I also tried with a recipe:

    from librispeech_prepare import prepare_librispeech  # noqa

    print("BEFORE")
    print("RANK", os.environ["RANK"])

    # multi-gpu (ddp) save data preparation
    run_on_main(
        prepare_librispeech,
        kwargs={
            "data_folder": hparams["data_folder"],
            "tr_splits": hparams["train_splits"],
            "dev_splits": hparams["dev_splits"],
            "te_splits": hparams["test_splits"],
            "save_folder": hparams["output_folder"],
            "merge_lst": hparams["train_splits"],
            "merge_name": "train.csv",
            "skip_prep": hparams["skip_prep"],
        },
    )
    print("AFTER")
    print("RANK", os.environ["RANK"])

    sb.utils.distributed.ddp_barrier() 

    if os.environ['RANK'] == '0':
        print("*" * 10)
    print("BEFORE")
    print("RANK", os.environ["RANK"])

    # multi-gpu (ddp) save data preparation
    run_on_main(
        prepare_librispeech,
        kwargs={
            "data_folder": hparams["data_folder"],
            "tr_splits": hparams["train_splits"],
            "dev_splits": hparams["dev_splits"],
            "te_splits": hparams["test_splits"],
            "save_folder": hparams["output_folder"],
            "merge_lst": hparams["train_splits"],
            "merge_name": "train.csv",
            "skip_prep": hparams["skip_prep"],
        },
    )
    print("AFTER")
    print("RANK", os.environ["RANK"])

And got:

BEFORE
RANK 0
BEFORE
RANK 1
librispeech_prepare - Skipping preparation, completed in previous run.
AFTER
RANK 0
AFTER
RANK 1
**********
BEFORE
RANK 0
BEFORE
RANK 1
librispeech_prepare - Skipping preparation, completed in previous run.
AFTER
RANK 0
AFTER
RANK 1

I also tried to put multiple barrier and also got the expected results.

Answer 2 · 2024-04-29T17:50:57.000Z

Mystery / 20, I'll investigate once done with my current duties at SAIC.

Answer 3 · 2024-05-16T11:45:17.000Z

Can't repro on Jean Zay with 4x A100 on DDP either with PyTorch 2.3.0

Answer 4 · 2024-05-30T14:14:06.000Z

Can't repro on Adastra with 8x MI250X on DDP either, also PyTorch 2.3.0

Also:

From the doc of 2.3, we can read: "ProcessGroupNCCL now relies on stream synchronization instead of device synchronization to block the CPU. Thus, please do not assume that barrier() would perform a device synchronization." This is scary.

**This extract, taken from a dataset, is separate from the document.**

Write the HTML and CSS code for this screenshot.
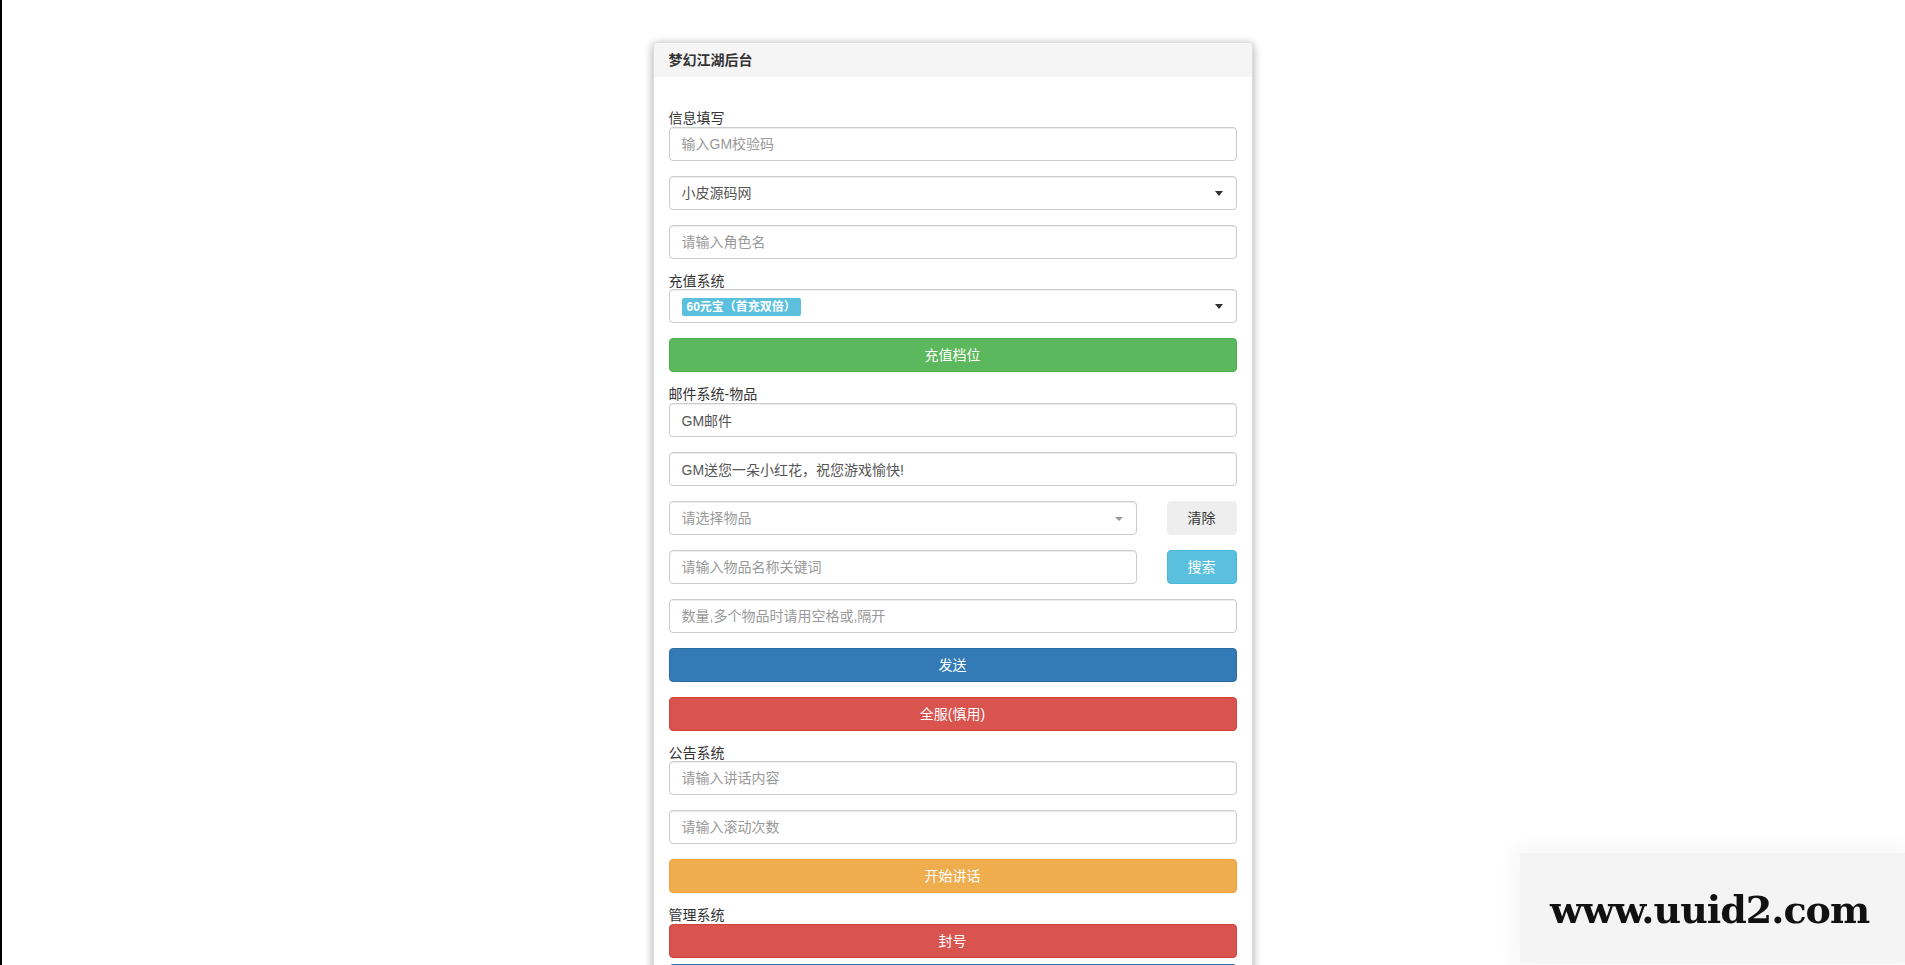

It did not occur to me at the time, but I don't think this is actually a problem: I suspect "device synchronization" does not refer to the synchronization "between devices", but rather to placing a barrier to only the current CUDA stream on a device rather than all CUDA streams.

This would be relevant if we made explicit use of CUDA streams but we don't.
The documentation as phrased still says this is to be used as a barrier between processes, which is all that we use it for.

Answer 5 · 2024-05-30T15:31:30.000Z

I suggest to close this issue.

Answer 6 · 2024-05-31T12:07:42.000Z

Right, it's most likely a hardware issue on my side. It still happens, dunno why.

Answer 7 · 2024-05-31T12:11:59.000Z

Right, it's most likely a hardware issue on my side. It still happens, dunno why.

Maybe it's something similar to what @Adel-Moumen what at some point where all processes thought they were the main one IIRC?